Our macro views dictate that we continue to hold high dividend yielding defensive stocks, growth companies focused on the domestic economy, oil producers with long life reserves, exposure to gold and plenty of cash. On the fixed income side, we prefer high yield corporate bonds maturing within 10 years, as government and top rated corporate bonds are overvalued. Our micro views (i.e. company specific) continue to focus on using our “home town advantage” to seek out high return opportunities with low risk. On this front, we have had a series of successes lately with several of our core holdings being the subject of take-over offers, providing the ultimate value maximization event for our investors.

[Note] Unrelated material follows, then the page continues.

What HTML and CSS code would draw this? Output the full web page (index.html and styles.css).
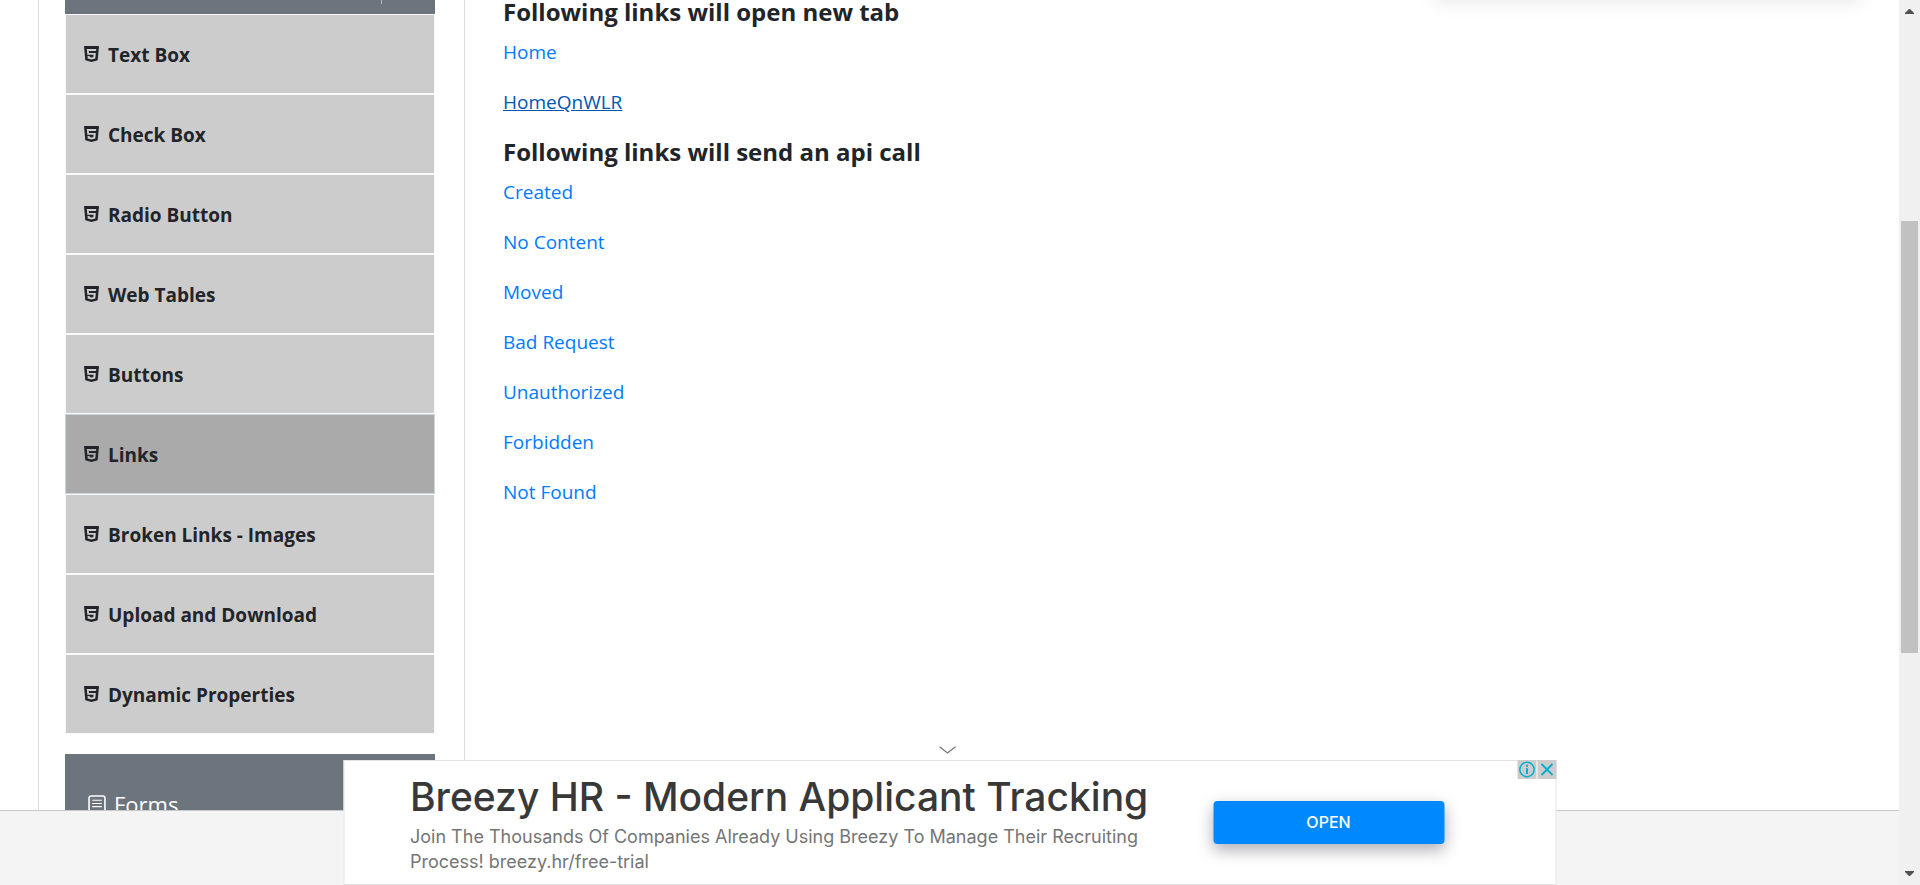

Have we been lucky or smart? Nassim Taleb is well known in the world of finance as a cynical, glass half empty polemicist (uber bear) who wrote The Black Swan in 2007, which became a best seller because it seemed to predict the sub-prime crisis the following year.  While The Black Swan is essential reading for students and industry practitioners, we prefer Taleb’s Fooled By Randomness.  The central theme is that investors often confuse luck and skill, not knowing which is responsible for a series of successes.   The first chapter entitled: “If You’re So Rich Why Aren’t You So Smart?” captures that concept well.  As professionals, we ask that question all the time, especially during periods of under or out-performance.  As human beings, we tend to blame under-performance on bad luck, and claim skill for out-performance.

As responsible fiduciaries, we must analyze our results to determine whether luck or skill (or a combination) was at play, so we know whether our strategy is really working or not.  A manager who is consistently under-performing a benchmark should revisit his or her strategy, and/or adjust the portfolio.  If the manager’s thesis is still valid, then one needs to consider if unforeseeable events were responsible for the poor performance.  Poor timing can also be responsible for under-performance.  Investors can be “right” and still lose money if they are too early with their strategy or apply it for too long.  Prior to the sub-prime debacle, many fund managers predicted the US housing collapse, but started shorting housing and mortgage companies too early and lost fortunes before the market  imploded.

When a manager is out-performing, it is just as important to determine why. Macro views can be time tested by reading past investment letters and reports to see if a manager was correctly assessing the market and properly positioned. In addition, individual securities selection is critical since, even if one gets the macro view right, investing in the wrong companies (the micro) can lead to poor performance.  It is the consistency of correctly applying these two factors (macro and micro) that determines a manager’s out-performance and whether he or she is just lucky or smart. Academics have come up with useful statistical analysis to measure the consistency of risk adjusted returns, and we invite those interested in this topic to contact us (of course, we would not mention this if we did not score highly in this area!). Thus investors do have tools for judging the results of their current portfolio manager or when shopping for a new one.  Many make the mistake of looking only at short term results for determining success or failure.

Ken Lester, Stephen Takacsy, Peter Dlouhy

POST SCRIPTUM: Other Company News

Consider what happened to some of my students at McGill a few years ago.  Twelve groups of 5 students each ran $250,000 portfolios of McGill’s endowment fund.  One group put in an order to buy shares of a company but got the symbol wrong and ended up with shares in another company which was taken over at a 100% premium. That group of students made a terrific profit.  Had they bought the stock that they really wanted, they would have lost 10% over the same time period.  As it turned out, this erroneous trade catapulted them into the highest performing group for the year.  However, not only did they not get credit for the undeserved performance, they were actually penalized for the error.